I thought about contacting her of course. I went as far as to think about how we would be dating weeks later, and I’d have to confess to her that I only got an OKCupid profile so that I could “accidentally” find her on it, but she wouldn’t care because by then we’d be so enamored with one another that she’d think it was cute.

 

But then I decided I was being rash. First of all, wouldn’t it be conspicuous to contact her a couple of days after she mentioned OKCupid on her Facebook status update? Actually, no, of course it wouldn’t be, because no one else is a fucking obsessive freak who would notice shit like that, but really I was just making up excuses not to contact her because I was afraid. Because as soon as I contact her, shit starts getting real, and you can’t live in Fantasy World anymore.

 

In the meantime, I developed my OKCupid profile. I mustered a self-introduction that I find mildly satisfactory, which I consider a grand achievement, and answered a few match questions. OKCupid put me and Natalie at a 94% match, with the highest possible match for my set of questions being 96%. Still I trudged on, and actually started to enjoy the site, and appreciated the fact that it was geared more toward college students in my age range. I probably browsed through hundreds of profiles overall. Some were interesting, others less so.
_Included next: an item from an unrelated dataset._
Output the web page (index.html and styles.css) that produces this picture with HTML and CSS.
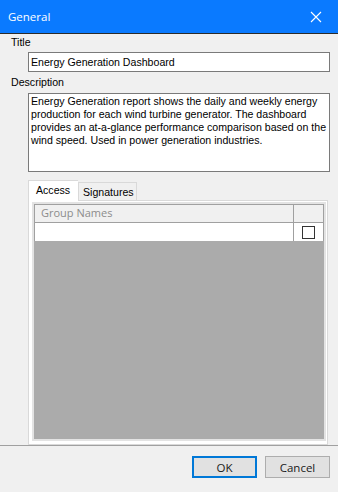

I talked to a couple of very attractive girls briefly, but for some reason or another they tended to lose interest. As I read more and more profiles, I began to lose interest too.

 

And then, perhaps a week and a half later or so, on a day of no particular importance, I sent the message. “Wow, I haven’t seen you in like, two whole weeks. How’s it going?” I was at Damon’s apartment in Santa Cruz when I read her response. She expressed embarrassment about being discovered on OKC and talked about her classes. At the end she said, “How much would it cost to hire you to sing for me, and would I get a discount?” And all I could think was, that’s exactly the kind of thing I would ask a girl that I liked. I spent the weekend at Damon’s completely relaxed, and decided to wait on a response until I got back.

 

I sent the response that Sunday night. For days nothing came back. Frustrated, I browsed through her Facebook profile again. The feed mentioned that she was no longer listed as single as of Friday, hours after I’d sent my original message over OKC. Hm. You’d think I would have caught that sooner with all of the stalking I do.

 

The next day it was official; she was listed as in a relationship with some guy named Tristan. Back to wallowing in depression. I thought about how it was poetic justice that I’d waited too long, and let opportunity slip away. It was my own damn fault. Except she listed their anniversary as being in late December. Before I even got back to Berkeley.

 

Then, finally, I clicked the profile and lo and behold, a FUCKING MOHAWK. Really? I had to rub my eyes and look again to make sure it was still there. Ugh.

 

Why couldn’t you have just stayed with Tyler? Tyler I liked. Not that I knew anything about him, but he just looked like the kind of guy who you would have been happy with. That was the worst. You won’t let me have my sick vicarious fairy tale that you knew what the hell you were doing with him, that you were going to be with him past college. You won’t even let me have my poetic justice, which is practically all that keeps me going these days. You give me nothing but more anticlimax. You leave me with nothing to show for this agony except this lame-ass Xanga entry and the IMAGE OF A FUCKING MOHAWK BURNED INTO MY VISUAL CORTEX.

 

After that there was nothing. I don’t log on to OKCupid anymore. There really isn’t any point. My girl’s going to stay a sick, pathetic fantasy in my head for a long, long time.